Sorry for bumping in, but the following might yet again be stressed.
And this is entirely for Jan. ;)
Lets make it pretty clear.
IF
there were some kind of highly sophisticated proprietary codecs or
other algorithms that simply couldn't be rewritten from scratch
OR
used through free software libraries, perhaps because of missing
specifications etc.,
THEN
some kind of desperate patch business might be in order for
'the greater good', e.g. allowing some basic and common
functionality on free platforms,
BUT
in the case of GNUnet most of the problems or lacking functionality
is best handled by just sitting down, thinking, and coding the
thing -- and then the result won't be a perverse and fragile mess
of this and that.
What I'd personally like to see is not reuse of incompatible code
but reuse or adaptation of good ideas.
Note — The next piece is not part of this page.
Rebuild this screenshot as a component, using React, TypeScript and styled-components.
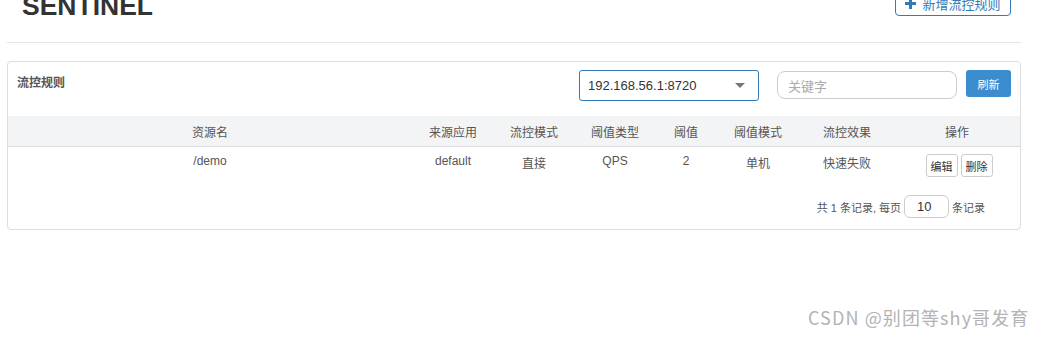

For example, I've been lately
impressed by the speed of the bittorrent protocol that I mentioned
earlier. It raises questions like a) what is it doing b) how is it
doing it c) could it be anonymized or d) could some of its ideas
be adapted to speed-up gnunet without compromising anonymity etc.
Anyone with some free time and a little background knowledge could
find answers to such questions, and imho something like that might
be much more fruitful than messing around with code reusing. And
bittorrent was just an example - unless Christian has read every
past, present and future paper on routing, graph theory and
cryptography, any technical library might hide a ton of secrets
with a tremendous practical effect if brought to light.